> [TO BE DONE] Repeat the lines below exactly as they appear, but leave out the images.
**** DATA LINES
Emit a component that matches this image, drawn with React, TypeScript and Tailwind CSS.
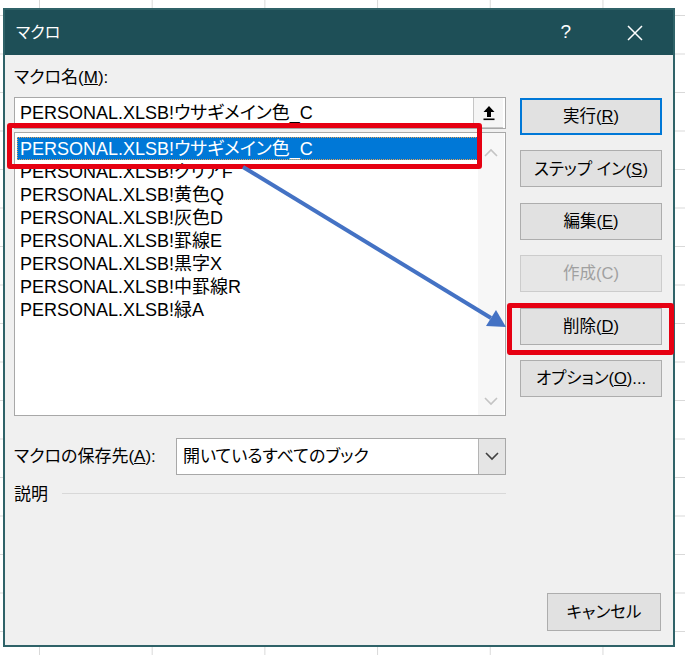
import React from 'react'

const ui = "font-['Liberation_Sans','Noto_Sans_CJK_JP',sans-serif] [font-feature-settings:'palt']"

const items = [
  'PERSONAL.XLSB!ウサギメイン色_C',
  'PERSONAL.XLSB!クリアF',
  'PERSONAL.XLSB!黄色Q',
  'PERSONAL.XLSB!灰色D',
  'PERSONAL.XLSB!罫線E',
  'PERSONAL.XLSB!黒字X',
  'PERSONAL.XLSB!中罫線R',
  'PERSONAL.XLSB!緑A',
]

function Btn({ children, primary, disabled }: { children: React.ReactNode; primary?: boolean; disabled?: boolean }) {
  return (
    <div
      className={
        'h-[37px] flex items-center justify-center bg-[#e1e1e1] text-[16.5px] ' +
        (primary ? 'border-2 border-[#0078d7] ' : 'border border-[#adadad] ') +
        (disabled ? 'text-[#a0a0a0] border-[#cccccc] bg-[#e6e6e6]' : 'text-black')
      }
    >
      {children}
    </div>
  )
}

function Chevron({ up, color }: { up?: boolean; color: string }) {
  return (
    <svg width="14" height="9" viewBox="0 0 14 9">
      <path d={up ? 'M1 8 L7 2 L13 8' : 'M1 1 L7 7 L13 1'} fill="none" stroke={color} strokeWidth="1.6" />
    </svg>
  )
}

export default function App() {
  return (
    <div
      className={
        'relative w-[685px] h-[655px] overflow-hidden bg-white pt-[8px] pl-[3px] ' +
        '[background-image:linear-gradient(to_right,#d9d9d9_1px,transparent_1px),linear-gradient(to_bottom,#d9d9d9_1px,transparent_1px)] ' +
        '[background-size:112.7px_38.5px] [background-position:39px_15px] ' +
        ui
      }
    >
      {/* dialog window */}
      <div className="w-[672px] h-[639px] border-2 border-[#2f6268] bg-[#f0f0f0] flex flex-col">
        <div className="h-[45px] shrink-0 bg-[#1e4f57] flex items-center pl-[11px] pr-[30px] text-white">
          <span className="text-[16px]">マクロ</span>
          <span className="ml-auto text-[19px] mr-[56px]">?</span>
          <svg width="16" height="16" viewBox="0 0 16 16">
            <path d="M1 1 L15 15 M15 1 L1 15" stroke="white" strokeWidth="1.5" />
          </svg>
        </div>

        <div className="flex-1 flex flex-col pl-[9px] pr-[11px] pt-[12px] pb-[14px] text-black">
          <div className="flex gap-[14px]">
            <div className="w-[492px] flex flex-col">
              <div className="h-[22px] leading-[22px] text-[17px] mb-[8px]">
                マクロ名(<span className="underline">M</span>):
              </div>
              <div className="h-[32px] bg-white border border-[#a8a8a8] flex items-center">
                <span className="pl-[5px] text-[18px] flex-1">PERSONAL.XLSB!ウサギメイン色_C</span>
                <div className="w-[30px] h-full bg-[#f5f5f5] border-l border-[#c6c6c6] border-b flex items-center justify-center mr-[2px]">
                  <svg width="14" height="16" viewBox="0 0 14 16">
                    <path d="M7 1 L1.5 7 H5 V12 H9 V7 H12.5 Z" fill="black" />
                    <rect x="1.5" y="13.5" width="11" height="1.6" fill="black" />
                  </svg>
                </div>
              </div>
              <div className="mt-[3px] h-[284px] bg-white border border-[#a8a8a8] flex">
                <div className="flex-1 pt-[4px] pl-[2px]">
                  {items.map((t, i) => (
                    <div
                      key={t}
                      className={
                        'h-[23px] leading-[24px] pl-[3px] text-[18px] whitespace-nowrap overflow-hidden ' +
                        (i === 0 ? 'bg-[#0078d7] text-white outline-1 outline-dotted outline-[#e2a15a] -outline-offset-1' : '')
                      }
                    >
                      {t}
                    </div>
                  ))}
                </div>
                <div className="w-[26px] mr-[1px] bg-[#f7f7f7] flex flex-col items-center justify-between pt-[15px] pb-[9px]">
                  <Chevron up color="#c4c4c4" />
                  <Chevron color="#c4c4c4" />
                </div>
              </div>
            </div>

            <div className="w-[142px] pt-[31px] flex flex-col gap-[15.4px]">
              <Btn primary>
                実行(<span className="underline">R</span>)
              </Btn>
              <Btn>
                ステップ イン(<span className="underline">S</span>)
              </Btn>
              <Btn>
                編集(<span className="underline">E</span>)
              </Btn>
              <Btn disabled>作成(C)</Btn>
              <Btn>
                削除(<span className="underline">D</span>)
              </Btn>
              <Btn>
                オプション(<span className="underline">O</span>)...
              </Btn>
            </div>
          </div>

          <div className="w-[492px] mt-[22px] flex items-center">
            <span className="flex-1 text-[17px]">
              マクロの保存先(<span className="underline">A</span>):
            </span>
            <div className="w-[330px] h-[37px] bg-white border border-[#a8a8a8] flex items-center">
              <span className="flex-1 pl-[6px] text-[17px]">開いているすべてのブック</span>
              <div className="w-[27px] h-full bg-[#e5e5e5] border-l border-[#b4b4b4] flex items-center justify-center">
                <Chevron color="#404040" />
              </div>
            </div>
          </div>

          <div className="w-[492px] mt-[9px] h-[22px] flex items-center gap-[14px]">
            <span className="text-[17px]">説明</span>
            <div className="flex-1 h-px bg-[#d8d8d8] -mt-[3px]" />
          </div>

          <div className="flex-1 flex items-end justify-end pr-px">
            <div className="w-[114px] h-[38px] bg-[#e1e1e1] border border-[#adadad] flex items-center justify-center text-[16.5px]">
              キャンセル
            </div>
          </div>
        </div>
      </div>

      {/* annotations drawn over the screenshot */}
      <div className="absolute left-[7px] top-[123px] w-[475px] h-[46px] border-[5px] border-[#e60012] rounded-[3px]" />
      <div className="absolute left-[507px] top-[303px] w-[167px] h-[52px] border-[5px] border-[#e60012] rounded-[3px]" />
      <svg className="absolute left-0 top-0" width="685" height="655" viewBox="0 0 685 655">
        <line x1="243" y1="167" x2="491" y2="318" stroke="#4472c4" strokeWidth="4" />
        <polygon points="506,327 486,326 496,310" fill="#4472c4" />
      </svg>
    </div>
  )
}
********
> [CORRECT OUTPUT]
Emit a component that matches this image, drawn with React, TypeScript and Tailwind CSS.
import React from 'react'

const ui = "font-['Liberation_Sans','Noto_Sans_CJK_JP',sans-serif] [font-feature-settings:'palt']"

const items = [
  'PERSONAL.XLSB!ウサギメイン色_C',
  'PERSONAL.XLSB!クリアF',
  'PERSONAL.XLSB!黄色Q',
  'PERSONAL.XLSB!灰色D',
  'PERSONAL.XLSB!罫線E',
  'PERSONAL.XLSB!黒字X',
  'PERSONAL.XLSB!中罫線R',
  'PERSONAL.XLSB!緑A',
]

function Btn({ children, primary, disabled }: { children: React.ReactNode; primary?: boolean; disabled?: boolean }) {
  return (
    <div
      className={
        'h-[37px] flex items-center justify-center bg-[#e1e1e1] text-[16.5px] ' +
        (primary ? 'border-2 border-[#0078d7] ' : 'border border-[#adadad] ') +
        (disabled ? 'text-[#a0a0a0] border-[#cccccc] bg-[#e6e6e6]' : 'text-black')
      }
    >
      {children}
    </div>
  )
}

function Chevron({ up, color }: { up?: boolean; color: string }) {
  return (
    <svg width="14" height="9" viewBox="0 0 14 9">
      <path d={up ? 'M1 8 L7 2 L13 8' : 'M1 1 L7 7 L13 1'} fill="none" stroke={color} strokeWidth="1.6" />
    </svg>
  )
}

export default function App() {
  return (
    <div
      className={
        'relative w-[685px] h-[655px] overflow-hidden bg-white pt-[8px] pl-[3px] ' +
        '[background-image:linear-gradient(to_right,#d9d9d9_1px,transparent_1px),linear-gradient(to_bottom,#d9d9d9_1px,transparent_1px)] ' +
        '[background-size:112.7px_38.5px] [background-position:39px_15px] ' +
        ui
      }
    >
      {/* dialog window */}
      <div className="w-[672px] h-[639px] border-2 border-[#2f6268] bg-[#f0f0f0] flex flex-col">
        <div className="h-[45px] shrink-0 bg-[#1e4f57] flex items-center pl-[11px] pr-[30px] text-white">
          <span className="text-[16px]">マクロ</span>
          <span className="ml-auto text-[19px] mr-[56px]">?</span>
          <svg width="16" height="16" viewBox="0 0 16 16">
            <path d="M1 1 L15 15 M15 1 L1 15" stroke="white" strokeWidth="1.5" />
          </svg>
        </div>

        <div className="flex-1 flex flex-col pl-[9px] pr-[11px] pt-[12px] pb-[14px] text-black">
          <div className="flex gap-[14px]">
            <div className="w-[492px] flex flex-col">
              <div className="h-[22px] leading-[22px] text-[17px] mb-[8px]">
                マクロ名(<span className="underline">M</span>):
              </div>
              <div className="h-[32px] bg-white border border-[#a8a8a8] flex items-center">
                <span className="pl-[5px] text-[18px] flex-1">PERSONAL.XLSB!ウサギメイン色_C</span>
                <div className="w-[30px] h-full bg-[#f5f5f5] border-l border-[#c6c6c6] border-b flex items-center justify-center mr-[2px]">
                  <svg width="14" height="16" viewBox="0 0 14 16">
                    <path d="M7 1 L1.5 7 H5 V12 H9 V7 H12.5 Z" fill="black" />
                    <rect x="1.5" y="13.5" width="11" height="1.6" fill="black" />
                  </svg>
                </div>
              </div>
              <div className="mt-[3px] h-[284px] bg-white border border-[#a8a8a8] flex">
                <div className="flex-1 pt-[4px] pl-[2px]">
                  {items.map((t, i) => (
                    <div
                      key={t}
                      className={
                        'h-[23px] leading-[24px] pl-[3px] text-[18px] whitespace-nowrap overflow-hidden ' +
                        (i === 0 ? 'bg-[#0078d7] text-white outline-1 outline-dotted outline-[#e2a15a] -outline-offset-1' : '')
                      }
                    >
                      {t}
                    </div>
                  ))}
                </div>
                <div className="w-[26px] mr-[1px] bg-[#f7f7f7] flex flex-col items-center justify-between pt-[15px] pb-[9px]">
                  <Chevron up color="#c4c4c4" />
                  <Chevron color="#c4c4c4" />
                </div>
              </div>
            </div>

            <div className="w-[142px] pt-[31px] flex flex-col gap-[15.4px]">
              <Btn primary>
                実行(<span className="underline">R</span>)
              </Btn>
              <Btn>
                ステップ イン(<span className="underline">S</span>)
              </Btn>
              <Btn>
                編集(<span className="underline">E</span>)
              </Btn>
              <Btn disabled>作成(C)</Btn>
              <Btn>
                削除(<span className="underline">D</span>)
              </Btn>
              <Btn>
                オプション(<span className="underline">O</span>)...
              </Btn>
            </div>
          </div>

          <div className="w-[492px] mt-[22px] flex items-center">
            <span className="flex-1 text-[17px]">
              マクロの保存先(<span className="underline">A</span>):
            </span>
            <div className="w-[330px] h-[37px] bg-white border border-[#a8a8a8] flex items-center">
              <span className="flex-1 pl-[6px] text-[17px]">開いているすべてのブック</span>
              <div className="w-[27px] h-full bg-[#e5e5e5] border-l border-[#b4b4b4] flex items-center justify-center">
                <Chevron color="#404040" />
              </div>
            </div>
          </div>

          <div className="w-[492px] mt-[9px] h-[22px] flex items-center gap-[14px]">
            <span className="text-[17px]">説明</span>
            <div className="flex-1 h-px bg-[#d8d8d8] -mt-[3px]" />
          </div>

          <div className="flex-1 flex items-end justify-end pr-px">
            <div className="w-[114px] h-[38px] bg-[#e1e1e1] border border-[#adadad] flex items-center justify-center text-[16.5px]">
              キャンセル
            </div>
          </div>
        </div>
      </div>

      {/* annotations drawn over the screenshot */}
      <div className="absolute left-[7px] top-[123px] w-[475px] h-[46px] border-[5px] border-[#e60012] rounded-[3px]" />
      <div className="absolute left-[507px] top-[303px] w-[167px] h-[52px] border-[5px] border-[#e60012] rounded-[3px]" />
      <svg className="absolute left-0 top-0" width="685" height="655" viewBox="0 0 685 655">
        <line x1="243" y1="167" x2="491" y2="318" stroke="#4472c4" strokeWidth="4" />
        <polygon points="506,327 486,326 496,310" fill="#4472c4" />
      </svg>
    </div>
  )
}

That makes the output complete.